■ THE REQUEST
Check each line for the word "this" and report how many have it. Give nothing else.

■ GIVEN DATA
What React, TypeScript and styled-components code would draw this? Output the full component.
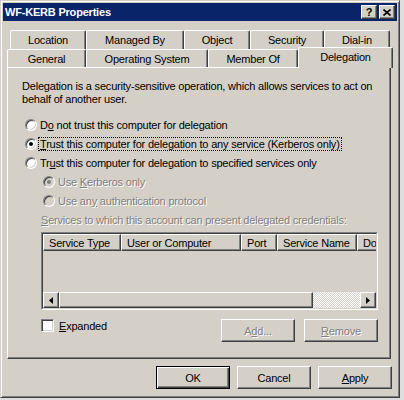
import styled, { createGlobalStyle, css } from "styled-components";

const face = "#d4d0c8";

const GlobalStyle = createGlobalStyle`
  html, body {
    margin: 0;
    padding: 0;
    background: #dedede;
  }
  body {
    width: 404px;
    height: 400px;
    overflow: hidden;
    font-family: "Liberation Sans", Arial, sans-serif;
    font-size: 11px;
    letter-spacing: -0.2px;
    color: #000;
  }
`;

// classic 3d edges
const raised = css`
  border: 1px solid;
  border-color: #fff #404040 #404040 #fff;
  box-shadow: inset -1px -1px #808080, inset 1px 1px ${face};
`;

const sunken = css`
  border: 1px solid;
  border-color: #808080 #fff #fff #808080;
  box-shadow: inset 1px 1px #404040, inset -1px -1px ${face};
`;

const disabledText = css`
  color: #808080;
  text-shadow: 1px 1px 0 #fff;
`;

const Window = styled.div`
  box-sizing: border-box;
  width: 400px;
  height: 398px;
  background: ${face};
  border: 1px solid;
  border-color: ${face} #404040 #404040 ${face};
  box-shadow: inset 1px 1px #fff, inset -1px -1px #808080;
  padding: 2px;
  display: flex;
  flex-direction: column;
`;

const TitleBar = styled.div`
  height: 18px;
  background: #0a246a;
  display: flex;
  align-items: center;
  padding: 0 2px 0 2px;
`;

const Title = styled.div`
  flex: 1;
  color: #fff;
  font-weight: bold;
`;

const CaptionButtons = styled.div`
  display: flex;
  gap: 2px;
`;

const CaptionButton = styled.div`
  box-sizing: border-box;
  width: 16px;
  height: 14px;
  background: ${face};
  ${raised};
  display: flex;
  align-items: center;
  justify-content: center;
  font-weight: bold;
  font-size: 11px;
  line-height: 1;
`;

const Body = styled.div`
  display: flex;
  flex-direction: column;
  padding: 9px 6px 0 4px;
`;

const TabStrip = styled.div`
  display: flex;
  flex-direction: column;
`;

const TabRow = styled.div<{ $indent: number; $h: number }>`
  display: flex;
  height: ${(p) => p.$h}px;
  margin-left: ${(p) => p.$indent}px;
`;

const Tab = styled.div<{ $w: number; $selected?: boolean }>`
  box-sizing: border-box;
  flex: none;
  width: ${(p) => p.$w}px;
  height: 100%;
  background: ${face};
  border-left: 1px solid #fff;
  border-top: 1px solid #fff;
  border-right: 1px solid #404040;
  box-shadow: inset -1px 0 #808080;
  border-top-left-radius: 2px;
  border-top-right-radius: 2px;
  display: flex;
  align-items: center;
  justify-content: center;
  white-space: nowrap;

  ${(p) =>
    p.$selected &&
    css`
      position: relative;
      z-index: 1;
      height: calc(100% + 3px);
      margin-top: -2px;
      padding-bottom: 2px;
    `}
`;

const Panel = styled.div`
  box-sizing: border-box;
  width: 384px;
  height: 292px;
  border: 1px solid;
  border-color: #fff #404040 #404040 #fff;
  box-shadow: inset -1px -1px #808080, inset 1px 1px ${face};
  padding: 12px 0 0 14px;
  display: flex;
  flex-direction: column;
`;

const Description = styled.div`
  line-height: 13px;
`;

const Options = styled.div`
  margin-top: 9px;
  display: flex;
  flex-direction: column;
`;

const OptionRow = styled.div<{ $indent: number; $disabled?: boolean }>`
  height: 19px;
  display: flex;
  align-items: center;
  gap: 3px;
  margin-left: ${(p) => p.$indent}px;
  white-space: nowrap;
  ${(p) => p.$disabled && disabledText};
`;

const RadioCircle = styled.span<{ $checked?: boolean; $disabled?: boolean }>`
  box-sizing: border-box;
  flex: none;
  width: 12px;
  height: 12px;
  border-radius: 50%;
  ${sunken};
  background: ${(p) => (p.$disabled ? face : "#fff")};
  display: flex;
  align-items: center;
  justify-content: center;

  &::after {
    content: "";
    display: ${(p) => (p.$checked ? "block" : "none")};
    width: 4px;
    height: 4px;
    border-radius: 50%;
    background: ${(p) => (p.$disabled ? "#808080" : "#000")};
  }
`;

const FocusLabel = styled.span`
  outline: 1px dotted #000;
  padding: 0 1px;
  margin-left: -1px;
`;

const Services = styled.div`
  margin-left: 19px;
  width: 337px;
  display: flex;
  flex-direction: column;
`;

const ServicesLabel = styled.div`
  height: 19px;
  display: flex;
  align-items: center;
  white-space: nowrap;
  ${disabledText};
`;

const ListFrame = styled.div`
  box-sizing: border-box;
  margin-top: 3px;
  height: 78px;
  border: 1px solid;
  border-color: #808080 #fff #fff #808080;
`;

const ListInner = styled.div`
  box-sizing: border-box;
  height: 100%;
  border: 1px solid;
  border-color: #404040 ${face} ${face} #404040;
  display: flex;
  flex-direction: column;
  overflow: hidden;
`;

const Header = styled.div`
  display: flex;
  height: 17px;
  flex: none;
  overflow: hidden;
`;

const HeaderCell = styled.div<{ $w: number }>`
  box-sizing: border-box;
  flex: none;
  width: ${(p) => p.$w}px;
  height: 100%;
  ${raised};
  background: ${face};
  padding-left: 5px;
  display: flex;
  align-items: center;
  white-space: nowrap;
  overflow: hidden;
`;

const ListBody = styled.div`
  flex: 1;
  background: ${face};
`;

const ScrollBar = styled.div`
  display: flex;
  height: 16px;
  flex: none;
`;

const ScrollArrow = styled.div`
  box-sizing: border-box;
  flex: none;
  width: 16px;
  height: 16px;
  background: ${face};
  ${raised};
  display: flex;
  align-items: center;
  justify-content: center;
`;

const ScrollThumb = styled.div<{ $w: number }>`
  box-sizing: border-box;
  flex: none;
  width: ${(p) => p.$w}px;
  height: 16px;
  background: ${face};
  ${raised};
`;

const ScrollTrack = styled.div`
  flex: 1;
  background-image: repeating-conic-gradient(#fff 0 25%, ${face} 0 50%);
  background-size: 2px 2px;
`;

const ActionRow = styled.div`
  margin-top: 9px;
  display: flex;
  align-items: flex-start;
`;

const CheckRow = styled.div`
  flex: 1;
  height: 13px;
  display: flex;
  align-items: center;
  gap: 5px;
`;

const CheckBox = styled.span`
  box-sizing: border-box;
  width: 13px;
  height: 13px;
  flex: none;
  background: #fff;
  ${sunken};
`;

const Button = styled.button<{ $default?: boolean; $gap?: number }>`
  box-sizing: border-box;
  width: 74px;
  height: 23px;
  margin: 0 0 0 ${(p) => p.$gap ?? 0}px;
  padding: 0;
  font: inherit;
  letter-spacing: inherit;
  color: #000;
  background: ${face};
  ${raised};
  display: flex;
  align-items: center;
  justify-content: center;

  ${(p) =>
    p.$default &&
    css`
      border-color: #000;
      box-shadow: inset 1px 1px #fff, inset -1px -1px #404040,
        inset -2px -2px #808080;
    `}

  &:disabled {
    ${disabledText};
  }
`;

const Footer = styled.div`
  margin-top: 7px;
  margin-right: -1px;
  display: flex;
  justify-content: flex-end;
  gap: 7px;
`;

const backTabs = [
  { label: "Location", w: 76 },
  { label: "Managed By", w: 98 },
  { label: "Object", w: 66 },
  { label: "Security", w: 74 },
  { label: "Dial-in", w: 66 },
];

const frontTabs = [
  { label: "General", w: 79 },
  { label: "Operating System", w: 122 },
  { label: "Member Of", w: 90 },
  { label: "Delegation", w: 95, selected: true },
];

const columns = [
  { label: "Service Type", w: 78 },
  { label: "User or Computer", w: 120 },
  { label: "Port", w: 36 },
  { label: "Service Name", w: 80 },
  { label: "Domain", w: 80 },
];

const Arrow = ({ dir }: { dir: "left" | "right" }) => (
  <svg width="4" height="7" viewBox="0 0 4 7">
    <polygon points={dir === "left" ? "4,0 4,7 0,3.5" : "0,0 0,7 4,3.5"} fill="#000" />
  </svg>
);

export default function App() {
  return (
    <>
      <GlobalStyle />
      <Window>
        <TitleBar>
          <Title>WF-KERB Properties</Title>
          <CaptionButtons>
            <CaptionButton>?</CaptionButton>
            <CaptionButton>
              <svg width="8" height="7" viewBox="0 0 8 7">
                <path d="M0.5 0.5 L7.5 6.5 M7.5 0.5 L0.5 6.5" stroke="#000" strokeWidth="1.6" />
              </svg>
            </CaptionButton>
          </CaptionButtons>
        </TitleBar>

        <Body>
          <TabStrip>
            <TabRow $indent={3} $h={19}>
              {backTabs.map((t) => (
                <Tab key={t.label} $w={t.w}>
                  {t.label}
                </Tab>
              ))}
            </TabRow>
            <TabRow $indent={0} $h={18}>
              {frontTabs.map((t) => (
                <Tab key={t.label} $w={t.w} $selected={t.selected}>
                  {t.label}
                </Tab>
              ))}
            </TabRow>
          </TabStrip>

          <Panel>
            <Description>
              Delegation is a security-sensitive operation, which allows services to act on
              <br />
              behalf of another user.
            </Description>

            <Options>
              <OptionRow $indent={3}>
                <RadioCircle />
                <span>
                  D<u>o</u> not trust this computer for delegation
                </span>
              </OptionRow>
              <OptionRow $indent={3}>
                <RadioCircle $checked />
                <FocusLabel>
                  <u>T</u>rust this computer for delegation to any service (Kerberos only)
                </FocusLabel>
              </OptionRow>
              <OptionRow $indent={3}>
                <RadioCircle />
                <span>
                  Tr<u>u</u>st this computer for delegation to specified services only
                </span>
              </OptionRow>
              <OptionRow $indent={21} $disabled>
                <RadioCircle $checked $disabled />
                <span>
                  Use <u>K</u>erberos only
                </span>
              </OptionRow>
              <OptionRow $indent={21} $disabled>
                <RadioCircle $disabled />
                <span>
                  Use an<u>y</u> authentication protocol
                </span>
              </OptionRow>
            </Options>

            <Services>
              <ServicesLabel>
                <span>
                  <u>S</u>ervices to which this account can present delegated credentials:
                </span>
              </ServicesLabel>
              <ListFrame>
                <ListInner>
                  <Header>
                    {columns.map((c) => (
                      <HeaderCell key={c.label} $w={c.w}>
                        {c.label}
                      </HeaderCell>
                    ))}
                  </Header>
                  <ListBody />
                  <ScrollBar>
                    <ScrollArrow>
                      <Arrow dir="left" />
                    </ScrollArrow>
                    <ScrollThumb $w={254} />
                    <ScrollTrack />
                    <ScrollArrow>
                      <Arrow dir="right" />
                    </ScrollArrow>
                  </ScrollBar>
                </ListInner>
              </ListFrame>

              <ActionRow>
                <CheckRow>
                  <CheckBox />
                  <span>
                    <u>E</u>xpanded
                  </span>
                </CheckRow>
                <Button disabled>
                  A<u>d</u>d...
                </Button>
                <Button disabled $gap={9}>
                  <u>R</u>emove
                </Button>
              </ActionRow>
            </Services>
          </Panel>

          <Footer>
            <Button $default>OK</Button>
            <Button>Cancel</Button>
            <Button>
              <u>A</u>pply
            </Button>
          </Footer>
        </Body>
      </Window>
    </>
  );
}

■ TASK ANSWER
5